BRIEF: In the material below, please retype the lines from the very first through the one with "const [disk, setDisk] = useState(0)", exactly and without pictures.
▼
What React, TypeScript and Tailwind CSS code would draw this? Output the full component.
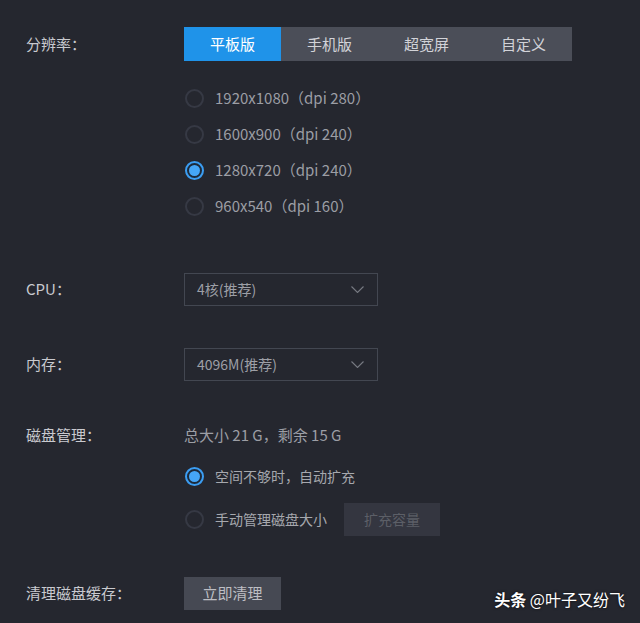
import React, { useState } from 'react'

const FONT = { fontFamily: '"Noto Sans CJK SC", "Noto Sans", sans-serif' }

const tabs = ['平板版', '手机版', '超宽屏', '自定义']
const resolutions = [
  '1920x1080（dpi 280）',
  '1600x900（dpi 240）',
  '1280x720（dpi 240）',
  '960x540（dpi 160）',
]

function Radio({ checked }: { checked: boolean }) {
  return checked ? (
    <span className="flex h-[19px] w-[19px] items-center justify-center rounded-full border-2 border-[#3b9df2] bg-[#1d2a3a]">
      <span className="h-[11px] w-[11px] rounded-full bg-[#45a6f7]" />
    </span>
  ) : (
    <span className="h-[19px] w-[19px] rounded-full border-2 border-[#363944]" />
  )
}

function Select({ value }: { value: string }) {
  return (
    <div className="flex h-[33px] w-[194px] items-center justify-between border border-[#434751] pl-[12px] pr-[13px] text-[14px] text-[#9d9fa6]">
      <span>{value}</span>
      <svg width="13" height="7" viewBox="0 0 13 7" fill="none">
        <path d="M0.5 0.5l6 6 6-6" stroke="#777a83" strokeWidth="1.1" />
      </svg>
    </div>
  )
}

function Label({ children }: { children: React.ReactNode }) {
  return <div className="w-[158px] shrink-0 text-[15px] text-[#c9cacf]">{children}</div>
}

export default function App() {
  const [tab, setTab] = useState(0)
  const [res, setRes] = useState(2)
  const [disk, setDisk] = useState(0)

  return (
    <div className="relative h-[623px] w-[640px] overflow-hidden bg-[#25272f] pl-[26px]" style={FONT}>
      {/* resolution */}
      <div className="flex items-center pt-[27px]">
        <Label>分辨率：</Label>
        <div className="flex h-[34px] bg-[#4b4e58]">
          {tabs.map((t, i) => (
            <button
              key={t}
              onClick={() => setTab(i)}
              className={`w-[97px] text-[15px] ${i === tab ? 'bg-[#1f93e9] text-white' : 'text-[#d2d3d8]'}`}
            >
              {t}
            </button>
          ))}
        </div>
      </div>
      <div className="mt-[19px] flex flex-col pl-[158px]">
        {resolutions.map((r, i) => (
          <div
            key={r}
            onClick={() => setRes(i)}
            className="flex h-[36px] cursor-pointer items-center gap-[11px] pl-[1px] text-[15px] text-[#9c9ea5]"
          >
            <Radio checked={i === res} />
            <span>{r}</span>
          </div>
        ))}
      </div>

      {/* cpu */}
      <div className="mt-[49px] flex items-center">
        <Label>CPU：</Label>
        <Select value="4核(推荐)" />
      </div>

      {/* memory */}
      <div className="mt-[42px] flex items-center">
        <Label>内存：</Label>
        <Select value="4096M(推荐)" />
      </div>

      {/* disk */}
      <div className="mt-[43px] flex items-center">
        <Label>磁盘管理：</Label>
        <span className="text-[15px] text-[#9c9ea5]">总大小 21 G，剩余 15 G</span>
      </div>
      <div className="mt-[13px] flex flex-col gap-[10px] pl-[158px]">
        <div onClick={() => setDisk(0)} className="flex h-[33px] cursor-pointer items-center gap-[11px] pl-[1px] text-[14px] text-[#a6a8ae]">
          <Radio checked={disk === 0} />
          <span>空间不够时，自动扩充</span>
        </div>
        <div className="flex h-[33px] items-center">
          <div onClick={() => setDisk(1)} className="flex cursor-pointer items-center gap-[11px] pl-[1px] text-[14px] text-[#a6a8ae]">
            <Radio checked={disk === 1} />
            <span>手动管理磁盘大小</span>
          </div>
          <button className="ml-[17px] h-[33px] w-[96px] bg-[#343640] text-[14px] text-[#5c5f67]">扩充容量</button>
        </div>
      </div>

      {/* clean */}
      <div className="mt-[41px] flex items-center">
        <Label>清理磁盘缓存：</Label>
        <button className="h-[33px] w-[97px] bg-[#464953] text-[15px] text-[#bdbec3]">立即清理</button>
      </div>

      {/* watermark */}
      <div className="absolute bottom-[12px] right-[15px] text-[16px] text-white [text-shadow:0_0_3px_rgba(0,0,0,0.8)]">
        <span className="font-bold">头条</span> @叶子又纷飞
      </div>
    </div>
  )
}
▲
RESULT:
What React, TypeScript and Tailwind CSS code would draw this? Output the full component.
import React, { useState } from 'react'

const FONT = { fontFamily: '"Noto Sans CJK SC", "Noto Sans", sans-serif' }

const tabs = ['平板版', '手机版', '超宽屏', '自定义']
const resolutions = [
  '1920x1080（dpi 280）',
  '1600x900（dpi 240）',
  '1280x720（dpi 240）',
  '960x540（dpi 160）',
]

function Radio({ checked }: { checked: boolean }) {
  return checked ? (
    <span className="flex h-[19px] w-[19px] items-center justify-center rounded-full border-2 border-[#3b9df2] bg-[#1d2a3a]">
      <span className="h-[11px] w-[11px] rounded-full bg-[#45a6f7]" />
    </span>
  ) : (
    <span className="h-[19px] w-[19px] rounded-full border-2 border-[#363944]" />
  )
}

function Select({ value }: { value: string }) {
  return (
    <div className="flex h-[33px] w-[194px] items-center justify-between border border-[#434751] pl-[12px] pr-[13px] text-[14px] text-[#9d9fa6]">
      <span>{value}</span>
      <svg width="13" height="7" viewBox="0 0 13 7" fill="none">
        <path d="M0.5 0.5l6 6 6-6" stroke="#777a83" strokeWidth="1.1" />
      </svg>
    </div>
  )
}

function Label({ children }: { children: React.ReactNode }) {
  return <div className="w-[158px] shrink-0 text-[15px] text-[#c9cacf]">{children}</div>
}

export default function App() {
  const [tab, setTab] = useState(0)
  const [res, setRes] = useState(2)
  const [disk, setDisk] = useState(0)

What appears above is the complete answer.